In his crowning achievement, Fitzpatrick went into Foxborough last Sunday as a 17.5 point underdog and beat the New England Patriots, whom needed to win to obtain a first round bye. He completed 68% of his passes for 320 yards and scored 2 total touchdowns versus the #1 defense in the league.
Fitzpatrick revived the career of former first round bust Devante Parker, whom set a career high with 1,202 receiving yards and 9 TDs. Fitzpatrick also led his team in rushing, becoming the oldest player in NFL history (37 years old) to lead his team in rushing. He took one of the most untalented rosters in football and made them competitive.
The Future (2020-)
Fitzpatrick is still under contract with the Miami Dolphins in 2020, but with the Dolphins having three picks in the first round of this year’s draft, it seems unlikely that Fitzpatrick will retain the starting role over an incoming rookie QB. He may be used as a bridge quarterback, but at 37 years old, he is nothing more than a veteran stopgap.

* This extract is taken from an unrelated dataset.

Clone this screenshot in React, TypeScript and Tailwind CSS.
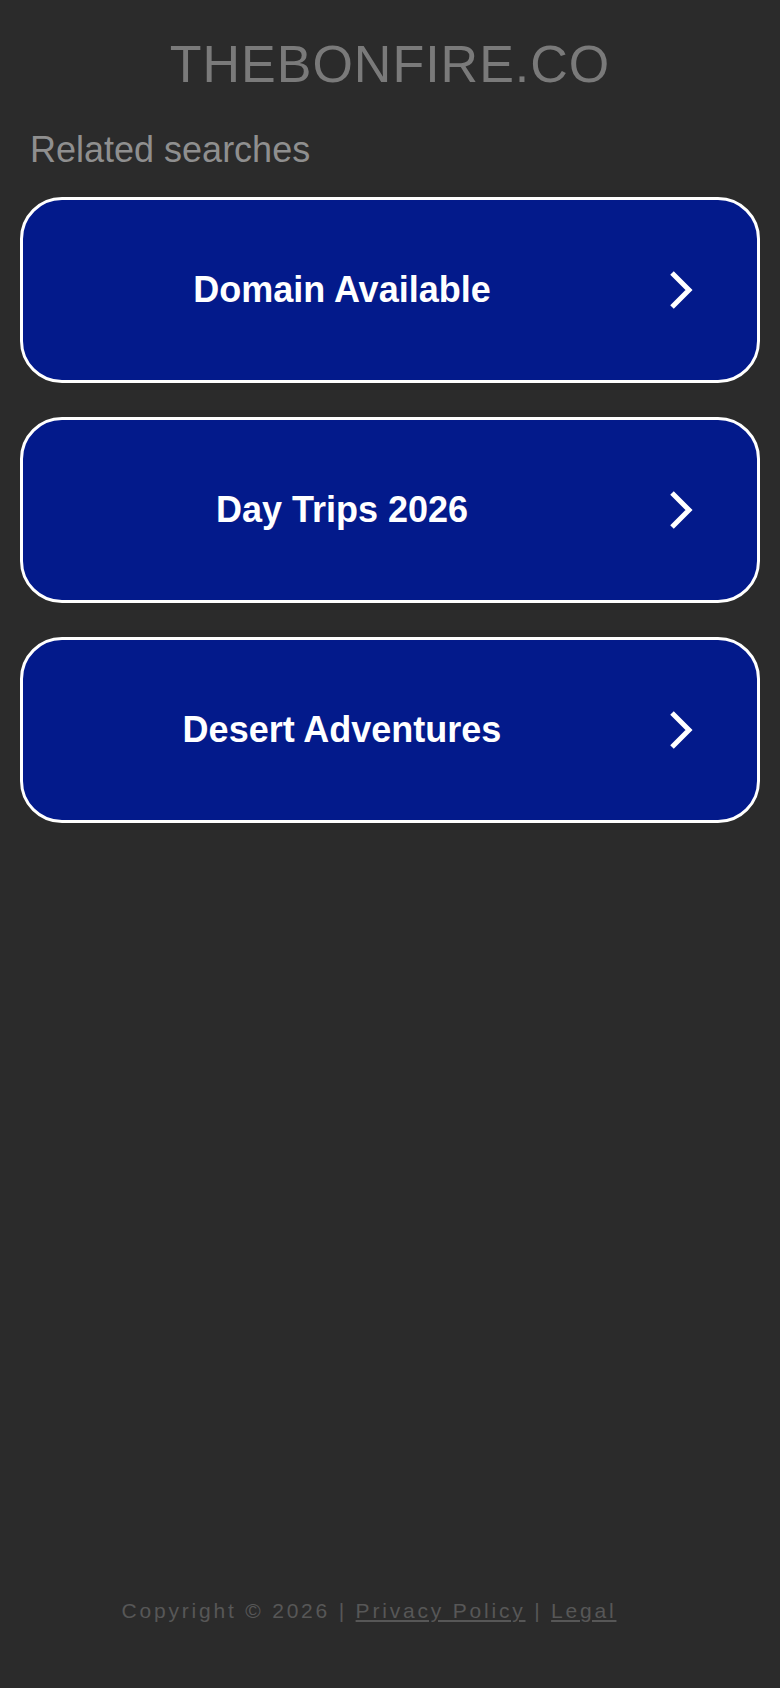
const searches = ['Domain Available', 'Day Trips 2026', 'Desert Adventures'];

function Chevron() {
  return (
    <svg
      viewBox="0 0 24 38"
      className="ml-[8px] mr-[64px] h-[38px] w-[24px] shrink-0"
      fill="none"
      stroke="#ffffff"
      strokeWidth="5"
      strokeLinejoin="miter"
      aria-hidden
    >
      <path d="M3 2 L20 19 L3 36" />
    </svg>
  );
}

function SearchCard({ label }: { label: string }) {
  return (
    <a
      href="#"
      className="flex h-[186px] items-center rounded-[42px] border-[3px] border-white bg-[#031a8b] no-underline"
    >
      <span className="flex-1 text-center text-[36px] font-bold leading-none text-white">{label}</span>
      <Chevron />
    </a>
  );
}

export default function App() {
  return (
    <div className="flex min-h-[1688px] flex-col bg-[#2b2b2b] font-['Liberation_Sans',Arial,sans-serif]">
      <h1 className="pt-[38px] text-center text-[52px] font-normal leading-none tracking-[1px] text-[#7a7a7a]">
        THEBONFIRE.CO
      </h1>

      <h2 className="mt-[42px] pl-[30px] text-[36px] font-normal leading-none text-[#8f8f8f]">Related searches</h2>

      <div className="mt-[29px] flex flex-col gap-[34px] px-[20px]">
        {searches.map((s) => (
          <SearchCard key={s} label={s} />
        ))}
      </div>

      <footer className="mt-auto pb-[67px] pr-[42px] text-center text-[21px] leading-none tracking-[2.8px] text-[#575757]">
        Copyright © 2026 |{' '}
        <a href="#" className="underline">
          Privacy Policy
        </a>{' '}
        |{' '}
        <a href="#" className="underline">
          Legal
        </a>
      </footer>
    </div>
  );
}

Still, he has impacted the fates of so many franchises throughout the years. He has been the starter for 8 total teams and has set records with many of them. He leads all Houston Texans’ quarterbacks with the most TD passes in a single game. He has the most passing yards of any Bills QB since 2002 and of any Jets QB since 1967. He is the first quarterback with three consecutive 400 yard games and had multiple comebacks and shocking victories throughout his career.
For a seventh round pick out of Harvard, he has made an indelible impact on this game and is one of the most fun quarterbacks to watch. He’s like a kid playing backyard football. He will chuck it all over the field, dive head first into a defender, and will be “fired up” for every game.
He does not have the stats, talent, or wins to even be considered for the Hall of Fame, but he will be one of the most memorable quarterbacks in my lifetime. He is one of the few non-franchise quarterbacks that has the potential to win any game by himself. He’s not the best, but when the light shines on him and he’s thrust into the lineup for the umpteenth time, he can do something unbelievable. It’s Fitzmagic.